GOAL OF THE EXERCISE:
Check each line of the material below, and copy it if it holds the string "React".

STORED DATA:
┄┄┄┄┄┄

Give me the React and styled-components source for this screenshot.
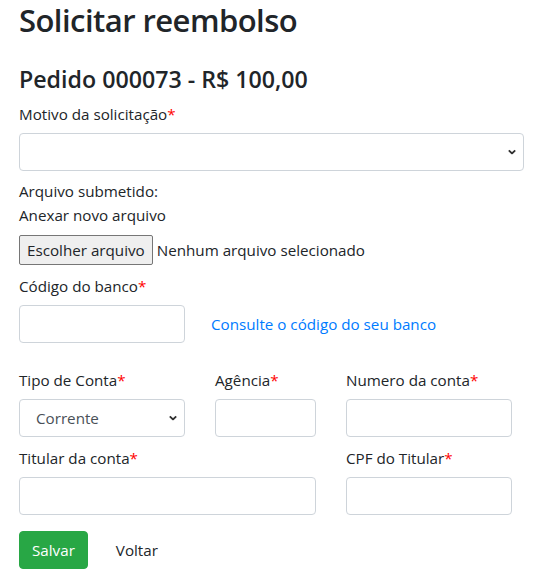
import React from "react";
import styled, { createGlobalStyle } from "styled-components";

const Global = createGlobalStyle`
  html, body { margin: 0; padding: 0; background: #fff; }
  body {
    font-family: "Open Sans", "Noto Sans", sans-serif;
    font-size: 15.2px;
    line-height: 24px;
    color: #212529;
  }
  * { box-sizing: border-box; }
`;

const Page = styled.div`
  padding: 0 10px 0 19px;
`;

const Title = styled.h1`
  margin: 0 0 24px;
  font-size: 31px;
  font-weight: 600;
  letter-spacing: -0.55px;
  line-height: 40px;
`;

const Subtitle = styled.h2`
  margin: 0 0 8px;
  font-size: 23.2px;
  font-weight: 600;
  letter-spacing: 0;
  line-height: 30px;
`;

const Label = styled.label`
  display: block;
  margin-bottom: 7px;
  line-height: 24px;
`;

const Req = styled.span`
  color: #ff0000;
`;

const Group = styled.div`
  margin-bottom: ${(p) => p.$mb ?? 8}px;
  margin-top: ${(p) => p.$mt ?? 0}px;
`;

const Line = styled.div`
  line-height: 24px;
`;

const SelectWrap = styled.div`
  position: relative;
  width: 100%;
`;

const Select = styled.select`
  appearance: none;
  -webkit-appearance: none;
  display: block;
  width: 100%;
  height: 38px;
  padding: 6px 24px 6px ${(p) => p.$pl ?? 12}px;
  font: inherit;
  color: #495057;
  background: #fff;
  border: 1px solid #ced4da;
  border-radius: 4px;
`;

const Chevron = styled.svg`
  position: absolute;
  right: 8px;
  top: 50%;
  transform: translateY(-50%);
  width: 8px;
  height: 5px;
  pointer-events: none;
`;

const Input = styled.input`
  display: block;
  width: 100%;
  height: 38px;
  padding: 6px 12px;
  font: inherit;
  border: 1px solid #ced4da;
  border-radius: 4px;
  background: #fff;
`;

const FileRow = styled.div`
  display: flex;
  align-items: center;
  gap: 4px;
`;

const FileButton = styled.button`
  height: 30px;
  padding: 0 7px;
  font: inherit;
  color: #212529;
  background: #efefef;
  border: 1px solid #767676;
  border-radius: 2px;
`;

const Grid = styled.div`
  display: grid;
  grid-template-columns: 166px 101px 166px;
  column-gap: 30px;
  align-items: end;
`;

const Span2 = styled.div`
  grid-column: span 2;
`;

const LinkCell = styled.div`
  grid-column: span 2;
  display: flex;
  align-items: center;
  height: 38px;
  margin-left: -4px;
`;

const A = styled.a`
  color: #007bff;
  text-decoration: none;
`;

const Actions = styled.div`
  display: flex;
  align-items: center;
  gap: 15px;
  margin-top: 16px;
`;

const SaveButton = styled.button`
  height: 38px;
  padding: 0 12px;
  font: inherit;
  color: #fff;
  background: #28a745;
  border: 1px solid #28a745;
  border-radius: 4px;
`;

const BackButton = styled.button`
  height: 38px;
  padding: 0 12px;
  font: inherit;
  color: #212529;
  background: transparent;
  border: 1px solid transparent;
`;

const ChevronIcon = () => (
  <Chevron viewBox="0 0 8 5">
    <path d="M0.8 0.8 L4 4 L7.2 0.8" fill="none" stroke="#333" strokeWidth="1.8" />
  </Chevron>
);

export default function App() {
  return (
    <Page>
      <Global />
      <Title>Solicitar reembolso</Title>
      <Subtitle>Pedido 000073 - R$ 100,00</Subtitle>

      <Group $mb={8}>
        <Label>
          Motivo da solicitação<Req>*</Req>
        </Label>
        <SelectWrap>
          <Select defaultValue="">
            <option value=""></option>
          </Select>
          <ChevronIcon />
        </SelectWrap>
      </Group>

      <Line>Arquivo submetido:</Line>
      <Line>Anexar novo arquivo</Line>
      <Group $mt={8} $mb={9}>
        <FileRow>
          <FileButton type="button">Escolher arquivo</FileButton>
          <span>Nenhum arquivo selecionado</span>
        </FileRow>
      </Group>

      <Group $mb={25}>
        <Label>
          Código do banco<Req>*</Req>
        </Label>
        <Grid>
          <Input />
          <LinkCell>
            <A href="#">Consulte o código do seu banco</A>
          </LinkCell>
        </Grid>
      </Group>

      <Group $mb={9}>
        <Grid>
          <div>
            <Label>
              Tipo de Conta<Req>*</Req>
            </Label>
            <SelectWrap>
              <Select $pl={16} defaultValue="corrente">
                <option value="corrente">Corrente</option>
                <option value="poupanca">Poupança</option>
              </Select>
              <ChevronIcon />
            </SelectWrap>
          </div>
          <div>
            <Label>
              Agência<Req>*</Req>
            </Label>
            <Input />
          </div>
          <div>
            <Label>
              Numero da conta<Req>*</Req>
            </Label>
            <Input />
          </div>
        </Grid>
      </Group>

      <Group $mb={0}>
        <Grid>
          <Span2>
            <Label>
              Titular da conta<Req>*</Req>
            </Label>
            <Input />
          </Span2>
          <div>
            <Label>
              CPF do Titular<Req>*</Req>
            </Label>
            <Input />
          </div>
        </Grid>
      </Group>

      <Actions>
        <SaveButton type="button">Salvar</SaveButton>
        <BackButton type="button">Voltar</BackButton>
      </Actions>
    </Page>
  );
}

┄┄┄┄┄┄

FINISHED TASK:
Give me the React and styled-components source for this screenshot.
import React from "react";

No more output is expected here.